__Collected data__:
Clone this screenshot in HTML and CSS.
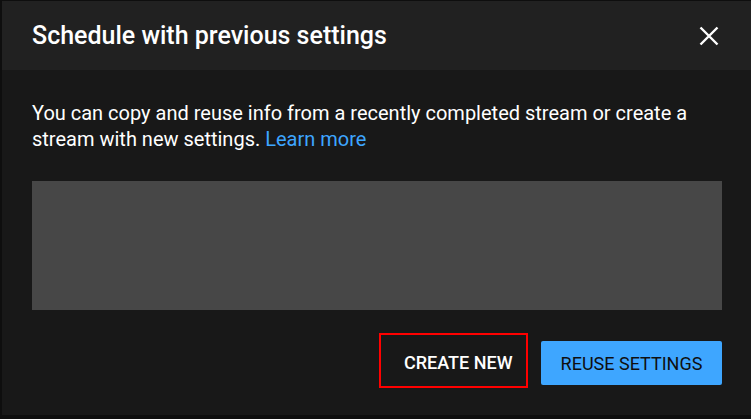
FILE: index.html
```html
<!DOCTYPE html>
<html lang="en">
<head>
<meta charset="utf-8">
<title>Schedule with previous settings</title>
<link rel="stylesheet" href="styles.css">
</head>
<body>
<div class="dialog">
  <header class="dialog-header">
    <h1 class="dialog-title">Schedule with previous settings</h1>
    <button class="close-btn" aria-label="Close">
      <svg width="24" height="24" viewBox="0 0 24 24"><path d="M3.5 3.5 L20.5 20.5 M20.5 3.5 L3.5 20.5" stroke="#fff" stroke-width="2.4" fill="none"/></svg>
    </button>
  </header>
  <main class="dialog-body">
    <p class="desc">You can copy and reuse info from a recently completed stream or create a stream with new settings. <a class="link" href="#">Learn more</a></p>
    <div class="placeholder"></div>
    <div class="footer">
      <div class="highlight">
        <button class="btn-text">CREATE NEW</button>
      </div>
      <button class="btn-primary">REUSE SETTINGS</button>
    </div>
  </main>
</div>
</body>
</html>
```
FILE: styles.css
```css
* { box-sizing: border-box; }
html, body {
  margin: 0;
  padding: 0;
  background: #0e0e0e;
}
body {
  width: 751px;
  height: 419px;
  overflow: hidden;
  font-family: Roboto, "Noto Sans", Arial, sans-serif;
  color: #fff;
}
.dialog {
  margin: 1px 0 0 2px;
  width: 749px;
  height: 414px;
  background: #181818;
  display: flex;
  flex-direction: column;
}
.dialog-header {
  height: 69px;
  background: #212121;
  display: flex;
  align-items: center;
  justify-content: space-between;
  padding: 0 30px 0 30px;
}
.dialog-title {
  margin: 0;
  font-size: 25px;
  font-weight: 500;
  letter-spacing: 0;
  padding-bottom: 1px;
}
.close-btn {
  background: none;
  border: 0;
  padding: 0;
  width: 24px;
  height: 24px;
  display: flex;
  cursor: pointer;
}
.dialog-body {
  flex: 1;
  padding: 30px 29px 0 30px;
  display: flex;
  flex-direction: column;
}
.desc {
  margin: 0;
  max-width: 675px;
  font-size: 20px;
  line-height: 26px;
  color: #fff;
}
.link {
  color: #3ea6ff;
  text-decoration: none;
}
.placeholder {
  margin-top: 29px;
  height: 129px;
  background: #474747;
}
.footer {
  margin-top: 23px;
  display: flex;
  justify-content: flex-end;
  align-items: flex-start;
  gap: 13px;
}
.highlight {
  border: 2px solid #ff0000;
  height: 55px;
  width: 149px;
  display: flex;
  align-items: center;
  padding: 4px 0 0 23px;
}
.btn-text {
  background: none;
  border: 0;
  padding: 0;
  color: #fff;
  font-family: inherit;
  font-size: 18px;
  font-weight: 500;
  cursor: pointer;
}
.btn-primary {
  margin-top: 8px;
  height: 44px;
  width: 181px;
  background: #3ea6ff;
  border: 0;
  border-radius: 2px;
  color: #0f0f0f;
  font-family: inherit;
  font-size: 18px;
  font-weight: 400;
  cursor: pointer;
}
```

__What the exercise asks__:
Reproduce the material word for word. Any pictures should be left out of the copy.

__Task answer__:
Clone this screenshot in HTML and CSS.
FILE: index.html
```html
<!DOCTYPE html>
<html lang="en">
<head>
<meta charset="utf-8">
<title>Schedule with previous settings</title>
<link rel="stylesheet" href="styles.css">
</head>
<body>
<div class="dialog">
  <header class="dialog-header">
    <h1 class="dialog-title">Schedule with previous settings</h1>
    <button class="close-btn" aria-label="Close">
      <svg width="24" height="24" viewBox="0 0 24 24"><path d="M3.5 3.5 L20.5 20.5 M20.5 3.5 L3.5 20.5" stroke="#fff" stroke-width="2.4" fill="none"/></svg>
    </button>
  </header>
  <main class="dialog-body">
    <p class="desc">You can copy and reuse info from a recently completed stream or create a stream with new settings. <a class="link" href="#">Learn more</a></p>
    <div class="placeholder"></div>
    <div class="footer">
      <div class="highlight">
        <button class="btn-text">CREATE NEW</button>
      </div>
      <button class="btn-primary">REUSE SETTINGS</button>
    </div>
  </main>
</div>
</body>
</html>
```
FILE: styles.css
```css
* { box-sizing: border-box; }
html, body {
  margin: 0;
  padding: 0;
  background: #0e0e0e;
}
body {
  width: 751px;
  height: 419px;
  overflow: hidden;
  font-family: Roboto, "Noto Sans", Arial, sans-serif;
  color: #fff;
}
.dialog {
  margin: 1px 0 0 2px;
  width: 749px;
  height: 414px;
  background: #181818;
  display: flex;
  flex-direction: column;
}
.dialog-header {
  height: 69px;
  background: #212121;
  display: flex;
  align-items: center;
  justify-content: space-between;
  padding: 0 30px 0 30px;
}
.dialog-title {
  margin: 0;
  font-size: 25px;
  font-weight: 500;
  letter-spacing: 0;
  padding-bottom: 1px;
}
.close-btn {
  background: none;
  border: 0;
  padding: 0;
  width: 24px;
  height: 24px;
  display: flex;
  cursor: pointer;
}
.dialog-body {
  flex: 1;
  padding: 30px 29px 0 30px;
  display: flex;
  flex-direction: column;
}
.desc {
  margin: 0;
  max-width: 675px;
  font-size: 20px;
  line-height: 26px;
  color: #fff;
}
.link {
  color: #3ea6ff;
  text-decoration: none;
}
.placeholder {
  margin-top: 29px;
  height: 129px;
  background: #474747;
}
.footer {
  margin-top: 23px;
  display: flex;
  justify-content: flex-end;
  align-items: flex-start;
  gap: 13px;
}
.highlight {
  border: 2px solid #ff0000;
  height: 55px;
  width: 149px;
  display: flex;
  align-items: center;
  padding: 4px 0 0 23px;
}
.btn-text {
  background: none;
  border: 0;
  padding: 0;
  color: #fff;
  font-family: inherit;
  font-size: 18px;
  font-weight: 500;
  cursor: pointer;
}
.btn-primary {
  margin-top: 8px;
  height: 44px;
  width: 181px;
  background: #3ea6ff;
  border: 0;
  border-radius: 2px;
  color: #0f0f0f;
  font-family: inherit;
  font-size: 18px;
  font-weight: 400;
  cursor: pointer;
}
```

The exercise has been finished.